就職した当時のお仕事に一膳飯の用意という大役がありました。今と違って昭和の時代は、特養で利用者が亡くなるなど年に2~3回しかなく、大抵はチョット体調を崩すと上の病院に搬送するのが慣習でした。予後せず亡くなった場合に、朝一に地下の霊安室に一膳飯を持っていくお役目が、極たまにありました。
今でも忘れませんが、職員階段を通る時に線香の香りがするので出勤すると直ぐに分かったものです。
.
大抵の家族は、大して悲しそうでもなく淡々と話しをし、中には何でこんな場所で逝ってしまったのかと嘆く家族や他の親族の手前、病院で逝って欲しかったと愚痴る家族が結構いました。

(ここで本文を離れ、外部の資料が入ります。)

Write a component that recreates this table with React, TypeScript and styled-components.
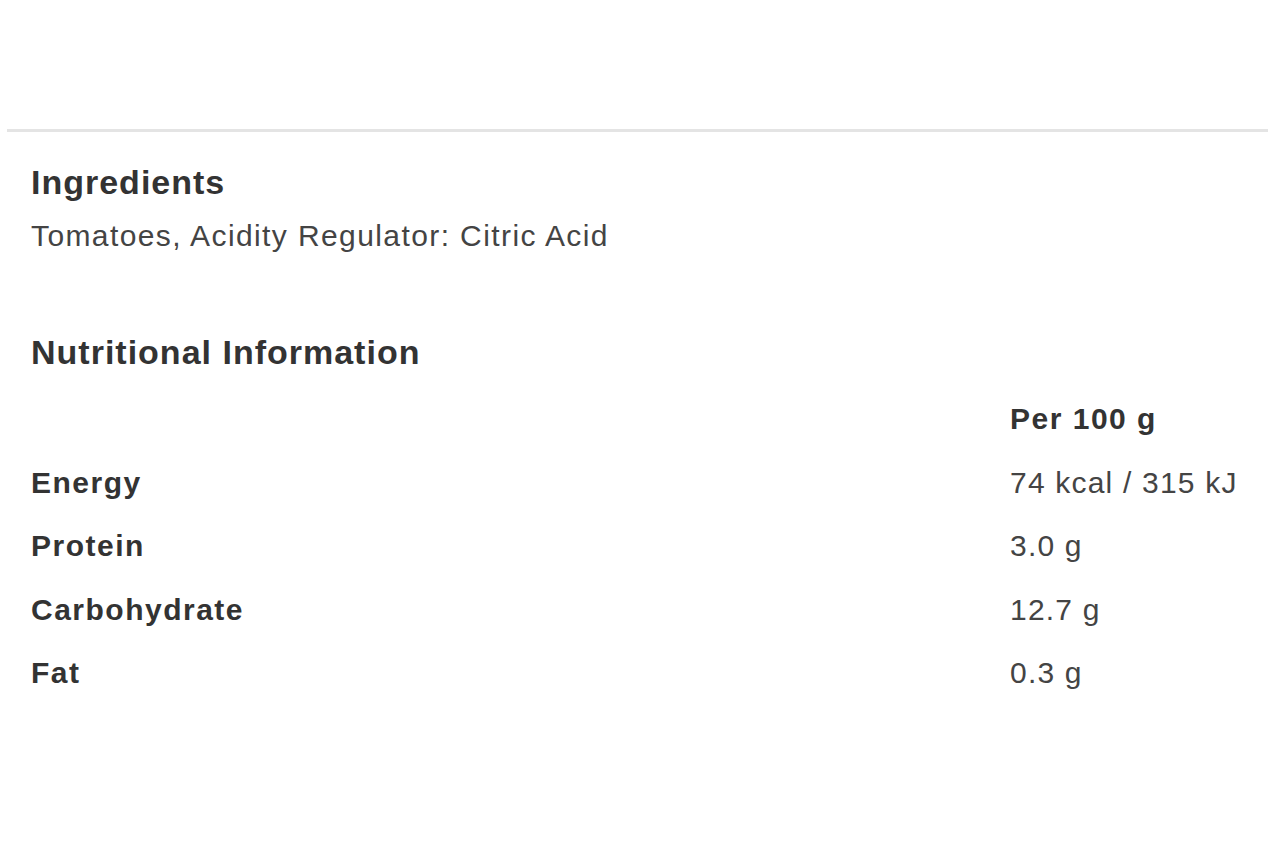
import React from "react";
import styled, { createGlobalStyle } from "styled-components";

const GlobalStyle = createGlobalStyle`
  html, body {
    margin: 0;
    padding: 0;
    background: #ffffff;
  }
  body {
    font-family: "Liberation Sans", Arial, Helvetica, sans-serif;
    color: #333333;
  }
`;

const Page = styled.div`
  padding: 129px 12px 0 7px;
`;

const Divider = styled.hr`
  margin: 0;
  border: 0;
  border-top: 3px solid #e4e4e4;
`;

const Content = styled.div`
  padding: 30px 0 0 24px;
  display: flex;
  flex-direction: column;
`;

const Heading = styled.h2<{ $gap?: number }>`
  margin: ${(p) => p.$gap ?? 0}px 0 0 0;
  font-size: 34px;
  line-height: 40px;
  font-weight: 700;
  letter-spacing: 1px;
  color: #333333;
`;

const Text = styled.p`
  margin: 15.6px 0 0 0;
  font-size: 30px;
  line-height: 36px;
  letter-spacing: 1.4px;
  color: #444444;
`;

const Table = styled.div`
  margin-top: 15.6px;
  display: grid;
  grid-template-columns: 1fr 258px;
`;

const Cell = styled.div<{ $bold?: boolean }>`
  padding: 14px 0 13.5px 0;
  font-size: 30px;
  line-height: 36px;
  letter-spacing: ${(p) => (p.$bold ? 1.5 : 1.2)}px;
  font-weight: ${(p) => (p.$bold ? 700 : 400)};
  color: ${(p) => (p.$bold ? "#333333" : "#444444")};
  white-space: nowrap;
`;

const rows: [string, string][] = [
  ["Energy", "74 kcal / 315 kJ"],
  ["Protein", "3.0 g"],
  ["Carbohydrate", "12.7 g"],
  ["Fat", "0.3 g"],
];

export default function App() {
  return (
    <>
      <GlobalStyle />
      <Page>
        <Divider />
        <Content>
          <Heading>Ingredients</Heading>
          <Text>Tomatoes, Acidity Regulator: Citric Acid</Text>
          <Heading $gap={78}>Nutritional Information</Heading>
          <Table>
            <Cell />
            <Cell $bold>Per 100 g</Cell>
            {rows.map(([label, value]) => (
              <React.Fragment key={label}>
                <Cell $bold>{label}</Cell>
                <Cell>{value}</Cell>
              </React.Fragment>
            ))}
          </Table>
        </Content>
      </Page>
    </>
  );
}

まぁ一番辛かったのは、亡くなったのは寂しいですが、この施設に二度と来なくて良いと思うと何より嬉しいと親族に真顔で言われた時は、流石にチョットだけ考えるものがありました。
.
若い時だったので深く考える事もなく何時も通りにご愁傷様です。と言って一膳飯をお供えしてきましたが、今思えば、当時勤めていた特養の深い闇は、結構深いものでした。
.
認知症を痴呆と呼んでいた時代の特養でしたので仕方ないのかも知れませんが、今回のクラスター蔓延状況を見ると30数年前とあまり変わってないのではないかと少し思ってしまいます。
先般、東京都社会福祉協議会よりこの特養が職員崩壊による危機の為、応援依頼のメールがありましたが、全国展開している、もの凄く大きな法人が何で支援要請しているのかとても疑問です。